Von der grossen Freiheit in den «leeren Raum»

Portraitaufnahme Andreas Schoop

obvita beschäftigt im Bereich Immobilien 22 Mitarbeitende mit Unterstützungsbedarf. Sie arbeiten in der Reinigung, in der Gartenpflege und im Immobilienunterhalt. Andreas Schoop ist einer von ihnen.

Andreas Schoop wurde vom Schicksal schon mehr als einmal gebremst. Als er im zweiten Jahr seines Jurastudiums heftige Halsschmerzen verspürte, diagnostizierten die Ärzte einen Tumor, dessen Verlauf in vielen Fällen tödlich endet. Die darauffolgende Bestrahlung und Chemotherapie war heftig, konnte jedoch im Mai 1998 abgeschlossen werden. Zur Erholung reiste er ans Meer und schrieb sich anschliessend in ein neues Studium ein an der ETH. 2004 machte er seinen Abschluss als Diplom Ingenieur Forstwissenschaft. Nach einem Praktikum in einem Naturpark in den USA arbeitete er als Verkaufsberater von Gastrokaffeemaschinen, bei einer Gebäudeversicherung als Verantwortlicher Naturgefahren und schliesslich in der Beratung und im Verkauf von Stahlnetzen für Lawinen- und Steinschlagschutz weltweit. Er reiste viel und es fühlte sich an wie die grosse Freiheit.

Ende September 2015 erlitt er einen Schlaganfall, ausgelöst durch die Verengung der Halsgefässe bei der Bestrahlung des Tumors. Nach zwei Wochen Intensivstation kam er in die Rehaklinik in Valens. Dort kämpfte er sich zurück ins Leben und fing anschliessend wieder an zu arbeiten. Es ging ihm gut, er konnte wieder Sport treiben, war schnell wieder in der Arbeit drin. Sein Aufgabengebiet wurde erweitert. Er hielt zahlreiche Vorträge als Produktmanager und liebte seinen Job.
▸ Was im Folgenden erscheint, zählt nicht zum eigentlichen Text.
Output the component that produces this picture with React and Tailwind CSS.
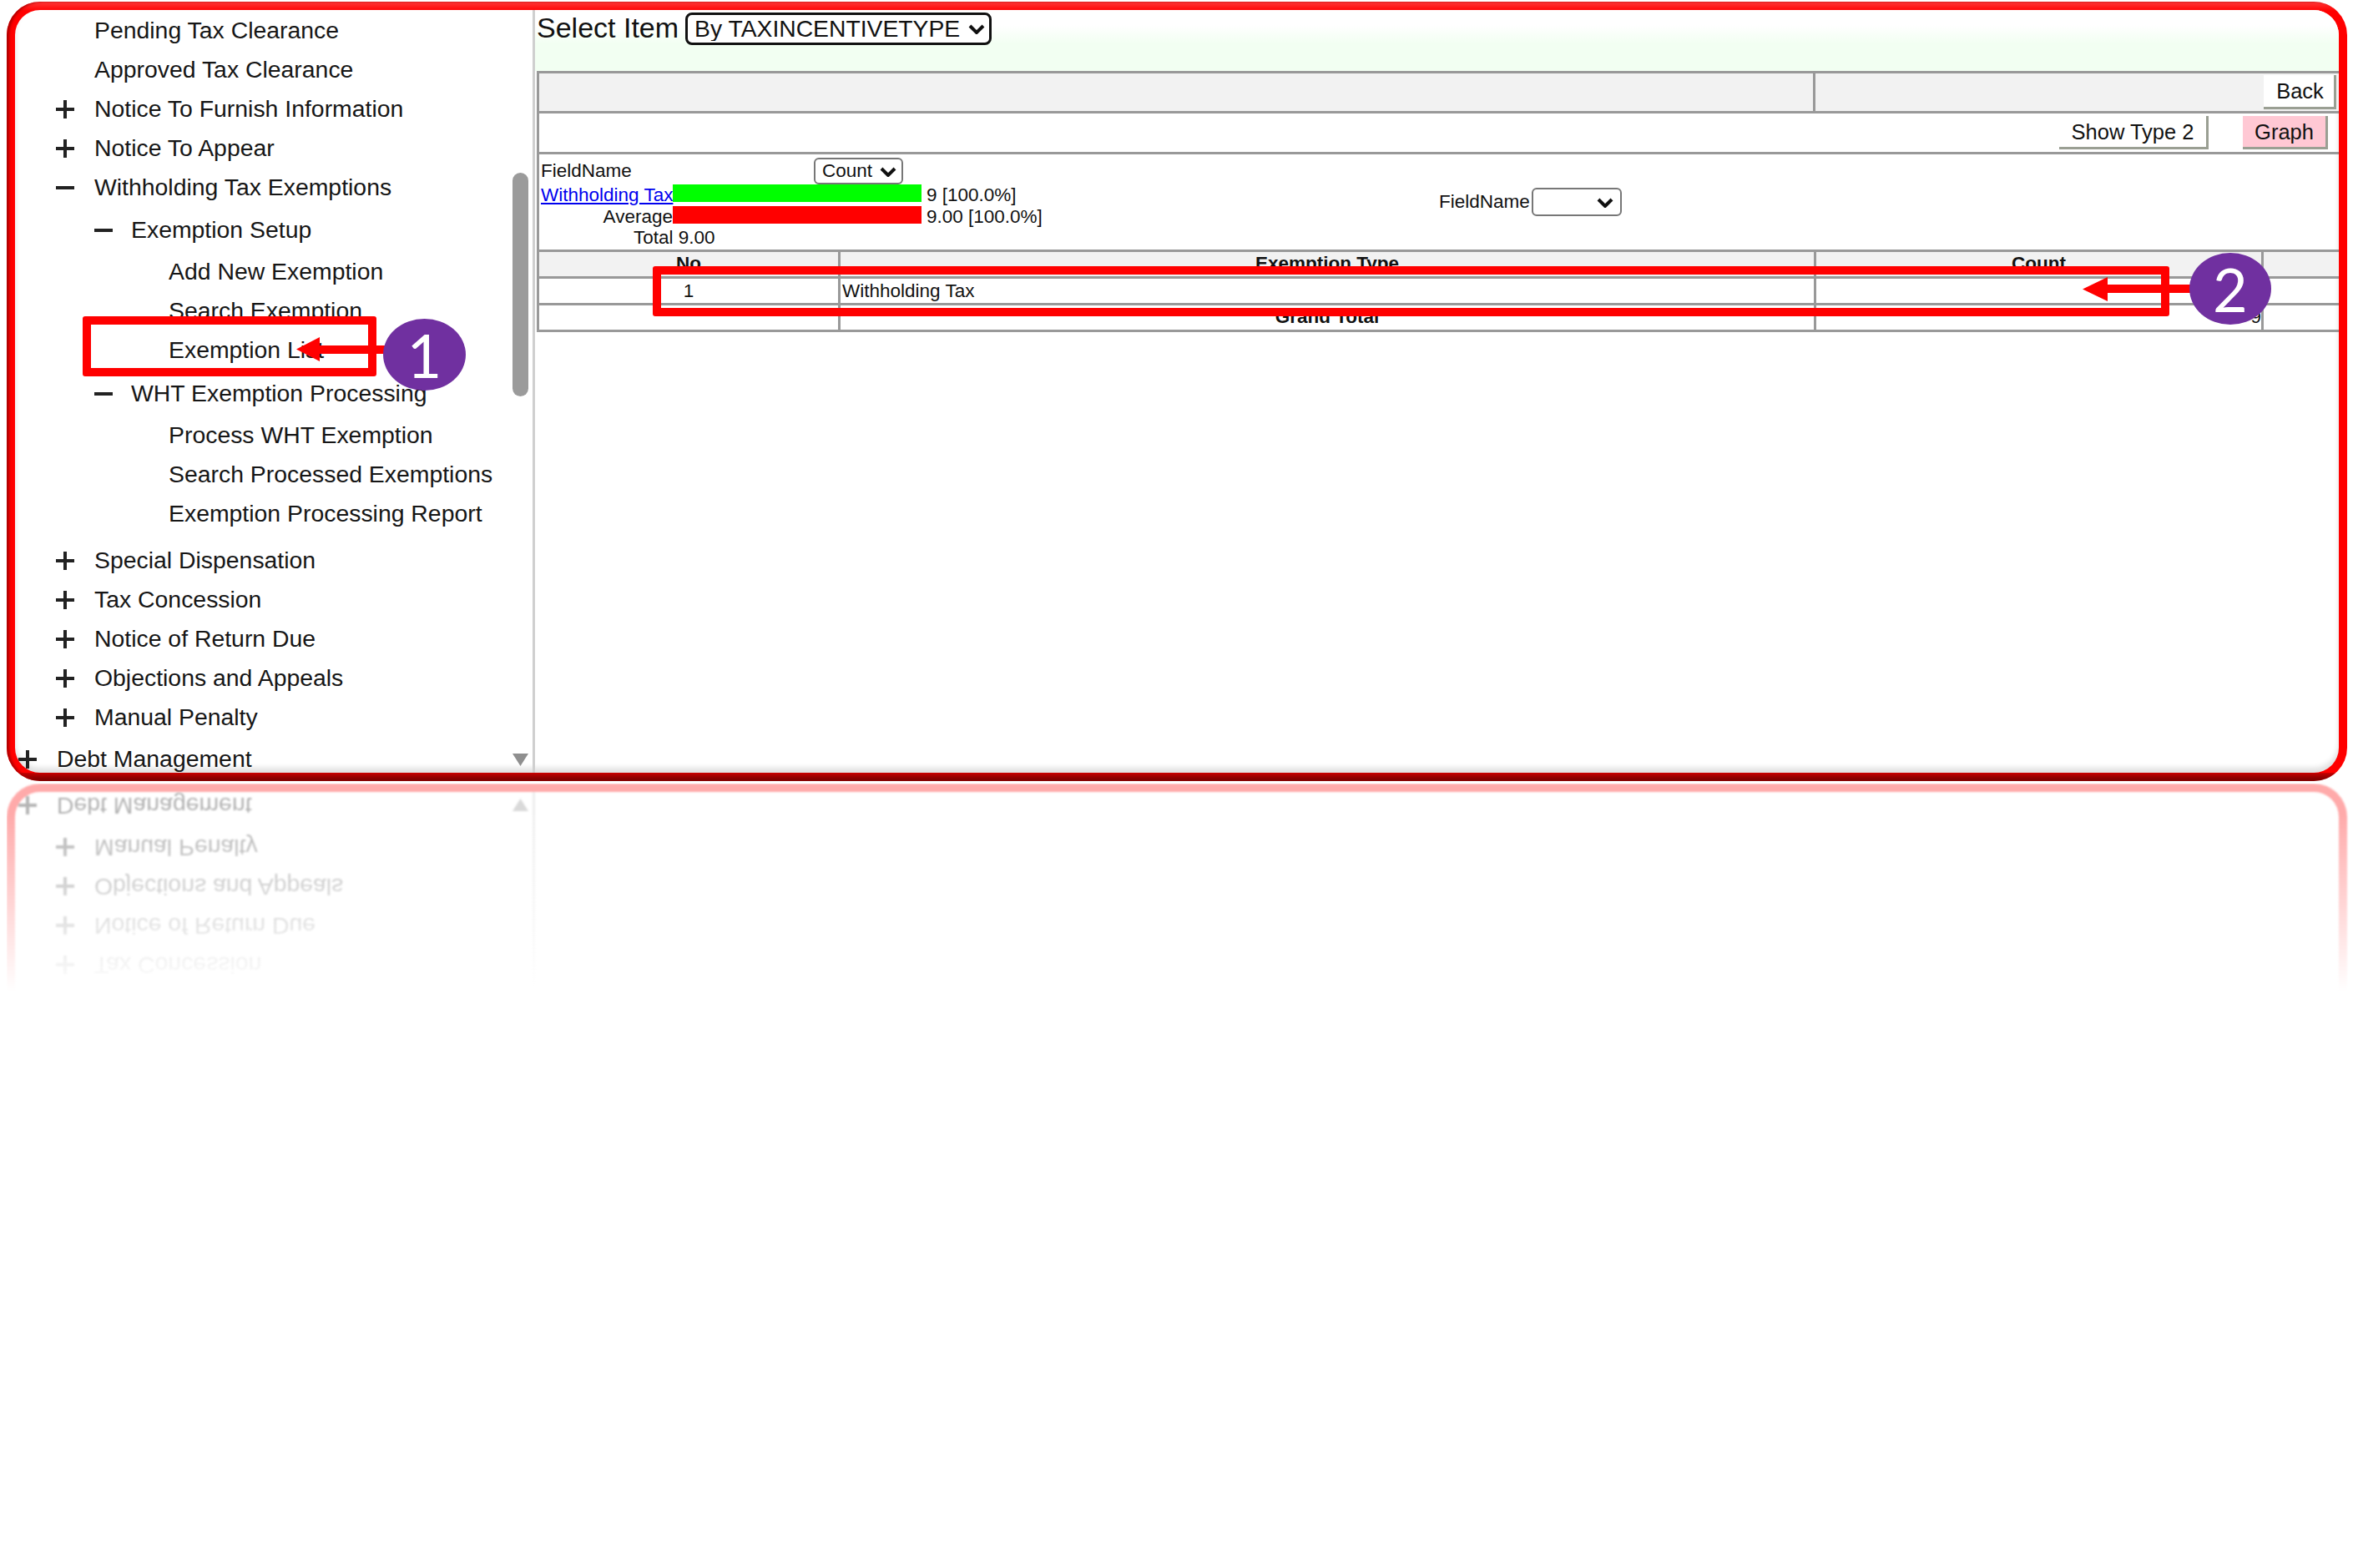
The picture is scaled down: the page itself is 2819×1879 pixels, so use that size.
const menuRows = [
  { label: "Pending Tax Clearance", pad: "pl-[48px]", col: "w-[47px]" },
  { label: "Approved Tax Clearance", pad: "pl-[48px]", col: "w-[47px]" },
  { label: "Notice To Furnish Information", icon: "plus", pad: "pl-[48px]", col: "w-[47px]" },
  { label: "Notice To Appear", icon: "plus", pad: "pl-[48px]", col: "w-[47px]" },
  { label: "Withholding Tax Exemptions", icon: "minus", pad: "pl-[48px]", col: "w-[47px]" },
  { label: "Exemption Setup", icon: "minus", pad: "pl-[94px] mt-[4px]", col: "w-[45px]" },
  { label: "Add New Exemption", pad: "pl-[138px] mt-[3px]", col: "w-[46px]" },
  { label: "Search Exemption", pad: "pl-[138px]", col: "w-[46px]" },
  { label: "Exemption List", pad: "pl-[138px]", col: "w-[46px]" },
  { label: "WHT Exemption Processing", icon: "minus", pad: "pl-[94px] mt-[5px]", col: "w-[45px]" },
  { label: "Process WHT Exemption", pad: "pl-[138px] mt-[3px]", col: "w-[46px]" },
  { label: "Search Processed Exemptions", pad: "pl-[138px]", col: "w-[46px]" },
  { label: "Exemption Processing Report", pad: "pl-[138px]", col: "w-[46px]" },
  { label: "Special Dispensation", icon: "plus", pad: "pl-[48px] mt-[9px]", col: "w-[47px]" },
  { label: "Tax Concession", icon: "plus", pad: "pl-[48px]", col: "w-[47px]" },
  { label: "Notice of Return Due", icon: "plus", pad: "pl-[48px]", col: "w-[47px]" },
  { label: "Objections and Appeals", icon: "plus", pad: "pl-[48px]", col: "w-[47px]" },
  { label: "Manual Penalty", icon: "plus", pad: "pl-[48px]", col: "w-[47px]" },
  { label: "Debt Management", icon: "plus", pad: "pl-[3px] mt-[3px]", col: "w-[47px]" },
];

function TreeIcon({ type }) {
  return (
    <svg width="24" height="24" viewBox="0 0 24 24" fill="#222">
      <rect x="1" y="10" width="22" height="4" />
      {type === "plus" && <rect x="10" y="1" width="4" height="22" />}
    </svg>
  );
}

function Chevron({ className }) {
  return (
    <svg
      className={`pointer-events-none absolute ${className}`}
      width="20"
      height="12"
      viewBox="0 0 20 12"
      fill="none"
      stroke="#111"
      strokeWidth="4"
    >
      <polyline points="2,2 10,10 18,2" />
    </svg>
  );
}

function Sidebar() {
  return (
    <aside className="flex w-[623px] shrink-0 border-r-[3px] border-[#cfcfcf]">
      <div className="flex-1 pt-[1px]">
        {menuRows.map((row) => (
          <div key={row.label} className={`flex h-[47px] items-center ${row.pad}`}>
            <span className={`flex shrink-0 items-center ${row.col}`}>
              {row.icon && <TreeIcon type={row.icon} />}
            </span>
            <span className="whitespace-nowrap text-[28.4px] text-[#161616]">{row.label}</span>
          </div>
        ))}
      </div>

      {/* scrollbar */}
      <div className="mr-[5px] flex w-[19px] shrink-0 flex-col">
        <div className="mt-[195px] h-[268px] rounded-full bg-[#9b9b9b]"></div>
        <svg className="mb-[8px] mt-auto" width="19" height="15" viewBox="0 0 19 15" fill="#8f8f8f">
          <polygon points="0,0 19,0 9.5,15" />
        </svg>
      </div>
    </aside>
  );
}

function ChartBlock() {
  return (
    <div className="flex h-[114px] pl-[2px] text-[22.5px] leading-[26px] text-[#111]">
      <div className="w-[1076px] shrink-0">
        <div className="flex h-[36px] items-center pt-[3px]">
          <span className="w-[327px]">FieldName</span>
          <div className="relative">
            <select className="block h-[32px] w-[107px] appearance-none rounded-[6px] border-2 border-[#777] bg-white pl-[8px] text-[22.5px]">
              <option>Count</option>
            </select>
            <Chevron className="right-[8px] top-[11px]" />
          </div>
        </div>
        <div className="flex h-[26px] items-start">
          <a href="#" className="w-[158px] whitespace-nowrap text-[#0000ee] underline">Withholding Tax</a>
          <div className="h-[21px] w-[298px] bg-[#00ff00]"></div>
          <span className="ml-[6px]">9 [100.0%]</span>
        </div>
        <div className="flex h-[26px] items-start">
          <span className="w-[158px] text-right">Average</span>
          <div className="h-[21px] w-[298px] bg-[#ff0000]"></div>
          <span className="ml-[6px]">9.00 [100.0%]</span>
        </div>
        <div className="pl-[111px] leading-[24px]">Total 9.00</div>
      </div>
      <div className="flex items-center gap-[2px]">
        <span>FieldName</span>
        <div className="relative">
          <select className="block h-[34px] w-[108px] appearance-none rounded-[6px] border-2 border-[#777] bg-white text-[22.5px]">
            <option></option>
          </select>
          <Chevron className="right-[10px] top-[12px]" />
        </div>
      </div>
    </div>
  );
}

function DataTable() {
  const cell = "h-[32px] border-[3px] border-[#999] p-0 text-[22.5px] leading-none text-[#111]";
  return (
    <table className="ml-[2px] w-[2166px] table-fixed border-collapse">
      <colgroup>
        <col className="w-[361px]" />
        <col className="w-[1169px]" />
        <col className="w-[536px]" />
        <col className="w-[100px]" />
      </colgroup>
      <thead className="bg-[#f2f2f2]">
        <tr>
          <th className={cell}>No</th>
          <th className={cell}>Exemption Type</th>
          <th className={cell}>Count</th>
          <th className={cell}></th>
        </tr>
      </thead>
      <tbody>
        <tr>
          <td className={`${cell} pt-[2px] text-center`}>1</td>
          <td className={`${cell} pl-[2px] pt-[2px]`}>Withholding Tax</td>
          <td className={cell}></td>
          <td className={cell}></td>
        </tr>
        <tr>
          <td className={cell}></td>
          <td className={`${cell} text-center font-bold`}>Grand Total</td>
          <td className={`${cell} text-right`}>9</td>
          <td className={cell}></td>
        </tr>
      </tbody>
    </table>
  );
}

function MainPanel() {
  return (
    <main className="min-w-0 flex-1 overflow-hidden">
      <div className="flex h-[73px] items-start gap-[8px] bg-[linear-gradient(to_bottom,#ffffff_25%,#f2fff2_55%)] pl-[2px] pt-[3px] text-[#111]">
        <span className="-mt-[1px] text-[34px] leading-[39px]">Select Item</span>
        <div className="relative">
          <select className="block h-[39px] w-[367px] appearance-none rounded-[8px] border-[3px] border-[#111] bg-white pl-[8px] text-[28.3px] leading-none">
            <option>By TAXINCENTIVETYPE</option>
          </select>
          <Chevron className="right-[8px] top-[14px]" />
        </div>
      </div>

      <div className="ml-[2px] border-l-[3px] border-[#999]">
        <div className="flex h-[51px] border-y-[3px] border-[#999] bg-[#f2f2f2]">
          <div className="w-[1529px] border-r-[3px] border-[#999]"></div>
          <div className="flex flex-1 items-center justify-end pr-[3px]">
            <button className="h-[41px] w-[87px] border-b-[3px] border-r-[3px] border-[#9a9f93] bg-white pl-[3px] text-[25.5px] text-[#111]">Back</button>
          </div>
        </div>
        <div className="flex h-[49px] items-center justify-end gap-[41px] border-b-[3px] border-[#999] pr-[13px] text-[25.5px] text-[#111]">
          <button className="h-[40px] w-[179px] border-b-[3px] border-r-[3px] border-[#9a9f93] bg-white">Show Type 2</button>
          <button className="h-[40px] w-[102px] border-b-[3px] border-r-[3px] border-[#9a9f93] bg-[#ffc8d4]">Graph</button>
        </div>
        <ChartBlock />
      </div>
      <DataTable />
    </main>
  );
}

function Frame({ reflected }) {
  return (
    <div
      className={`h-[934px] w-[2804px] rounded-[40px] p-[10px] ${
        reflected
          ? "bg-[#ff0000]"
          : "bg-[linear-gradient(to_bottom,#ff3a3a_0%,#ff0000_1.2%,#ff0000_98.9%,#c00000_99%,#6f0000_100%)] shadow-[inset_3px_0_3px_#b00000]"
      }`}
    >
      <div
        className={`flex h-full overflow-hidden rounded-[30px] bg-white ${
          reflected ? "" : "shadow-[inset_0_-6px_6px_rgba(0,0,0,0.12)]"
        }`}
      >
        <Sidebar />
        <MainPanel />
      </div>
    </div>
  );
}

function Badge({ className, children }) {
  return (
    <div className={`absolute flex items-center justify-center rounded-[50%] bg-[#7030a0] font-['Lato',sans-serif] text-[72px] leading-none text-white ${className}`}>
      {children}
    </div>
  );
}

export default function App() {
  return (
    <div className="relative h-[1879px] w-[2819px] overflow-hidden bg-white pl-[8px] pt-[2px] font-['Liberation_Sans',Arial,sans-serif]">
      <Frame />

      {/* reflection under the frame */}
      <div
        aria-hidden="true"
        className="mt-[3px] h-[250px] overflow-hidden opacity-[0.33] blur-[1px] [mask-image:linear-gradient(to_bottom,#000_0%,#000_15%,transparent_100%)]"
      >
        <div className="-scale-y-100">
          <Frame reflected />
        </div>
      </div>

      {/* callouts */}
      <div className="absolute left-[99px] top-[379px] h-[72px] w-[352px] rounded-[3px] border-[10px] border-[#ff0000]"></div>
      <svg className="absolute left-[355px] top-[404px]" width="106" height="29" viewBox="0 0 106 29" fill="#ff0000">
        <polygon points="0,14.5 28,0 28,10 106,10 106,20 28,20 28,29" />
      </svg>
      <Badge className="left-[459px] top-[382px] h-[86px] w-[99px]">1</Badge>

      <div className="absolute left-[782px] top-[319px] h-[60px] w-[1817px] rounded-[3px] border-[10px] border-[#ff0000]"></div>
      <svg className="absolute left-[2495px] top-[332px]" width="130" height="29" viewBox="0 0 130 29" fill="#ff0000">
        <polygon points="0,14.5 30,0 30,9 130,9 130,19 30,19 30,29" />
      </svg>
      <Badge className="left-[2623px] top-[303px] h-[86px] w-[98px]">2</Badge>
    </div>
  );
}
Genau ein Jahr nach dem Schlaganfall folgte der zweite. Dieses Mal war es schlimmer, die linke Seite war gelähmt und er litt an einer Wahrnehmungsstörung, in der Fachsprache Neglect genannt. Damit wird in der Neurologie eine Störung bezeichnet, die durch eine Schädigung im Gehirn hervorgerufen wird. Der Betroffene nimmt dabei die der Hirnläsion gegenüberliegende Seite seiner Umgebung beziehungsweise des eigenen Körpers nicht oder nur noch schlecht wahr. Erneut durchlief er die Reha und schliesslich eine Wiedereingliederung in einer Wohngemeinschaft, um neue Perspektiven aufzubauen. Körperlich erholte er sich gut. Einige Folgeerscheinungen blieben, wie die Wahrnehmungseinschränkung auf seiner linken Seite. Autofahren oder Tastaturschreiben ist derzeit schwierig.

Sein Arbeitsvertrag wurde aufgelöst.

Es fühlte sich für ihn an wie ein «leerer Raum» – kein Job, kein Lebensplan.

Er meldete sich beim Arbeitsangebot «jobfinder» von obvita an und schnupperte in verschiedenen Arbeitsbereichen: im Garten, im Immobilienunterhalt und in der Reinigung. Er wollte einfach arbeiten – egal was ¬ und am liebsten körperlich. Heute ist er im Reinigungsteam von obvita und ist dankbar, dass er eine Aufgabe hat. Von der IV wurde er als 50 Prozent arbeitsfähig eingestuft. Er selbst fühlt sich gesund und möchte möglichst wieder in seinen alten Job zurück. Wie er das schaffen kann, weiss er noch nicht. Seine Krankheit habe an seinem Selbstvertrauen genagt – er wisse zurzeit gar nicht so genau, was er wolle. Am Schlimmsten wäre es aber, gar nichts zu machen. Und darum nimmt er zurzeit jeden Tag so, wie er kommt.